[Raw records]
+ + +
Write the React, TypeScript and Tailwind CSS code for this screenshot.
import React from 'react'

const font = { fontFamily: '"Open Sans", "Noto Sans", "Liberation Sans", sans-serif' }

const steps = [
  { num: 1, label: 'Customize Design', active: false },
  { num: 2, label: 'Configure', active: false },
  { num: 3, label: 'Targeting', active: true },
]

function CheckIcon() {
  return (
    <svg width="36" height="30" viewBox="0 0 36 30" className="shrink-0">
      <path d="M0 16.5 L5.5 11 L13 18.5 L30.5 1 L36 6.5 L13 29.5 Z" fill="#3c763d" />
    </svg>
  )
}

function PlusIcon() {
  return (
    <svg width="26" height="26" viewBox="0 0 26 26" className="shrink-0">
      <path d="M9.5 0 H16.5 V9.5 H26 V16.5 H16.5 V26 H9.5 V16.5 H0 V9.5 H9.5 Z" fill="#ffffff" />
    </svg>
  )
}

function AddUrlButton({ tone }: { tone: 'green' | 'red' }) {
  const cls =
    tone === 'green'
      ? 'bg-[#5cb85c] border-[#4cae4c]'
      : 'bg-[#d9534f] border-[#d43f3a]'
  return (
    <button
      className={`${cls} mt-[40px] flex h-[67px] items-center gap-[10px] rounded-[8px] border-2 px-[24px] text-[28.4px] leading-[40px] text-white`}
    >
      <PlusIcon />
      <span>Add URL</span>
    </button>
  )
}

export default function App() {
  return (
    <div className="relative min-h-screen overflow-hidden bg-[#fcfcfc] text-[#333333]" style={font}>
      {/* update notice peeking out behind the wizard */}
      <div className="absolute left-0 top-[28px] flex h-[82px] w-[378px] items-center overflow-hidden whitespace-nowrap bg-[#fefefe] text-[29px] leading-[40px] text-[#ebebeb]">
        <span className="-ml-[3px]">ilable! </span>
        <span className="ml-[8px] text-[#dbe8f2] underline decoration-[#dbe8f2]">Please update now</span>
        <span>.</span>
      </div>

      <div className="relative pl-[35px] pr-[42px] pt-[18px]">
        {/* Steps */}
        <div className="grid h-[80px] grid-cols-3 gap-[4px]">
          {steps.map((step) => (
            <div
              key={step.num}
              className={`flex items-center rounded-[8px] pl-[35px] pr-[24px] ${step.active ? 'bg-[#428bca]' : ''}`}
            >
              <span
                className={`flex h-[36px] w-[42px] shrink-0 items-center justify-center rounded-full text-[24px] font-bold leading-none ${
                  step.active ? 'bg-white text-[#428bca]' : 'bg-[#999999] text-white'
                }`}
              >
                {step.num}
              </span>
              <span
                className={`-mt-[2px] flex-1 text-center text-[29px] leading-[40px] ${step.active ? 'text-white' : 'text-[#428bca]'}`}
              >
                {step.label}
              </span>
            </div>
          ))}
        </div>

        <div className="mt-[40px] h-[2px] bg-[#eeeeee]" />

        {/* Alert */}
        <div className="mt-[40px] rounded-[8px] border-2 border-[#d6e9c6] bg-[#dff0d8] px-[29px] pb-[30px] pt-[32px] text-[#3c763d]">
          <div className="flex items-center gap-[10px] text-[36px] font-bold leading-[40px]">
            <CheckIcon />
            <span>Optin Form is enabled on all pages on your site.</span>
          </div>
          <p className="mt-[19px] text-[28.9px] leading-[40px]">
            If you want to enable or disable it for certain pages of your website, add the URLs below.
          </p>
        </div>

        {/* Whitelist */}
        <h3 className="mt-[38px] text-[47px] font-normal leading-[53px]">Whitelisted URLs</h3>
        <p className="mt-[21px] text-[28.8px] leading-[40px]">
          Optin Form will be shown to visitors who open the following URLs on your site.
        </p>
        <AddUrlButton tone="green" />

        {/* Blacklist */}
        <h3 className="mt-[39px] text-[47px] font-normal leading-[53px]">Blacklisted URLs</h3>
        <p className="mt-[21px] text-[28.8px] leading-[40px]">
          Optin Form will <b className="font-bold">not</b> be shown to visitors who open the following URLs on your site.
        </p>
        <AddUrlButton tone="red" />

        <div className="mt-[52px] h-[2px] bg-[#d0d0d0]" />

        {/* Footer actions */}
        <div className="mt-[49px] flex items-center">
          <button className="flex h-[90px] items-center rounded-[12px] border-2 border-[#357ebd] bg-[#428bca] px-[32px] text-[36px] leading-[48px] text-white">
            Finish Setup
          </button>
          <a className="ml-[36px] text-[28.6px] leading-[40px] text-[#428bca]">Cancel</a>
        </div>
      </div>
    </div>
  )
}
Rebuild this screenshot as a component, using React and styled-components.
+ + +
**What you are asked to do:** Say how many lines have the string "React" in them, offering no words beyond the number.

**The answer:** 3